Meeting Zelenskiy in Bakhmut
When his commander told Gennadiy’s unit on the morning of December 20 that they were going to Bakhmut, he did not expect to be one of the few who would receive Zelenskiy. It was the president’s first visit to this hornet’s nest in eastern Ukraine, where both armies have suffered horrific losses. Gennadiy was among the soldiers who signed the Ukrainian flag that Zelenskiy himself delivered to the United States Congress a day later. The soldiers had not been forewarned of the president’s visit, due to strict security protocols. Gennadiy even hugged the deputy defense minister, Hanna Maliar, whom he mistook for a reporter. The young soldier was struck by how Zelenskiy arrived “in the most dangerous hole on the planet.” “He wasn’t wearing a bulletproof vest. Nothing. He had just three men from his security detail with him. And all of us with our weapons, with the ammunition, with the grenades...”
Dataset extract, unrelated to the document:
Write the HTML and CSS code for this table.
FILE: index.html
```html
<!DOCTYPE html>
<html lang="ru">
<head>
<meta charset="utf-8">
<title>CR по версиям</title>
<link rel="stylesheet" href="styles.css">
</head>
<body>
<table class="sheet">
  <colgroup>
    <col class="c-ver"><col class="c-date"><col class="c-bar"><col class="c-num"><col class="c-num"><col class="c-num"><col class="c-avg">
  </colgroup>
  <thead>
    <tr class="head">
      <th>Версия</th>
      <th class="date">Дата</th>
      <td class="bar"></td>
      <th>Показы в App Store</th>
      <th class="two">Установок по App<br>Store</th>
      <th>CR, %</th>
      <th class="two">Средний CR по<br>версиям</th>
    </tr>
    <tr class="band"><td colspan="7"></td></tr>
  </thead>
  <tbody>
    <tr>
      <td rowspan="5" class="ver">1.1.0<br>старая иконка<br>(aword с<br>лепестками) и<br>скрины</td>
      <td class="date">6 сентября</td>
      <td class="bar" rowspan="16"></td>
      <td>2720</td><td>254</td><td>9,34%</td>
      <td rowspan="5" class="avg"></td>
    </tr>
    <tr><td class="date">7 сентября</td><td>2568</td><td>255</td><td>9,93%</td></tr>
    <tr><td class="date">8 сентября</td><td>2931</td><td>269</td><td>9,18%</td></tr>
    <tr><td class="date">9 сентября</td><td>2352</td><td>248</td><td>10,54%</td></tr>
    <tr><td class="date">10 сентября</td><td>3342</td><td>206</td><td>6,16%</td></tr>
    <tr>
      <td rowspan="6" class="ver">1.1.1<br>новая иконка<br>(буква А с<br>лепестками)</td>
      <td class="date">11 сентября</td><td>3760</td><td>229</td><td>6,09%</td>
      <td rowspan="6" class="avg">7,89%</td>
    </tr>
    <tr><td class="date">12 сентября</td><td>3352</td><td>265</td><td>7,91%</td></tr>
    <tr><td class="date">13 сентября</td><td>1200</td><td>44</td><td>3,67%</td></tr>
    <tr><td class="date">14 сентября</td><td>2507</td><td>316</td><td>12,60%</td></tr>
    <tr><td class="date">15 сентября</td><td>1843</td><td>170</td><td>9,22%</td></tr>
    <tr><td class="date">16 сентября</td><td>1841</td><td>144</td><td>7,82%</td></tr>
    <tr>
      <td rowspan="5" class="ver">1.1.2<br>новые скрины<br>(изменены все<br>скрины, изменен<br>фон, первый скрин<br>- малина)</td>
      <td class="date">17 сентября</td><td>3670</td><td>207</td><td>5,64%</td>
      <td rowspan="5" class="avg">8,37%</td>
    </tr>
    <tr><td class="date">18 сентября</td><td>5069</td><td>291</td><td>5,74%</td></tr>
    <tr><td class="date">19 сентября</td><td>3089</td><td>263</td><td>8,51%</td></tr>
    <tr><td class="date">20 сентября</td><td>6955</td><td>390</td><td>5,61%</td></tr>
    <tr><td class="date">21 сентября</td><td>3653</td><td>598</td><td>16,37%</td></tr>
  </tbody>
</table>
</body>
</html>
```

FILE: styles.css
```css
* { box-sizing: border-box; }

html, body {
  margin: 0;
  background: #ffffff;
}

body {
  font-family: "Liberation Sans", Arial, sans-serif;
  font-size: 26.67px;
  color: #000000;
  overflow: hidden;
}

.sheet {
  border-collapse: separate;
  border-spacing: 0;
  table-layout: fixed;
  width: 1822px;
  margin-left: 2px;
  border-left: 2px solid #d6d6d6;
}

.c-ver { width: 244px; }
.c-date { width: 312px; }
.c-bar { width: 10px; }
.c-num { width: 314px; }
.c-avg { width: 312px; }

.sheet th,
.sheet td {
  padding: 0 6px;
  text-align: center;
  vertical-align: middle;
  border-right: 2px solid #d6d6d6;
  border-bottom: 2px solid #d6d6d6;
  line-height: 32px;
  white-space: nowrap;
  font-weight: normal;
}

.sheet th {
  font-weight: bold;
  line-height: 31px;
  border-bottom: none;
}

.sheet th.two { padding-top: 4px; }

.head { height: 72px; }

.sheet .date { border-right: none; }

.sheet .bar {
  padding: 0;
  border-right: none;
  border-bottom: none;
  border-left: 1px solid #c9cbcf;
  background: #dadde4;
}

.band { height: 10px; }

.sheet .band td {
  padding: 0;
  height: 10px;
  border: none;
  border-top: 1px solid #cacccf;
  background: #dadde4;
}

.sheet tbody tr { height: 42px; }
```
Bakhmut was then, as it is now, “an absolute horror, but at least we thought it could be saved, we could force them to retreat. But now I just don’t see any way to keep it going, with so many casualties. I don’t think it makes much sense,” he says. In recent weeks, the Russians have been making gains, with many casualties on both sides. Zelenskiy, on a visit to the front last week, made it clear Kyiv does not intend to cede an inch to the Russians. “I am not a great strategist,” Gennadiy acknowledges, which is why, he adds, he may not be able to understand what is behind the decisions being made by the Defense Ministry in Bakhmut. “They are are not fools,” he says. “Maybe all these sacrifices are necessary to strike the final blow against Russia.”
On the night of February 24, 2022, Gennadiy did not sleep. He was listening to music when the first missiles began to fall on Kharkiv. Then his mother got up. They started watching the news. He wondered at first what they should do, where to run to... but within a few minutes it became clear to him that he had to take an active part in the defense of Ukraine. That was his mission. A little over a year has passed since then, an eternity in which he has had to learn about strategy, weapons, and battlefield first aid: “Sometimes I am not even able to remember what my life was like before the war.”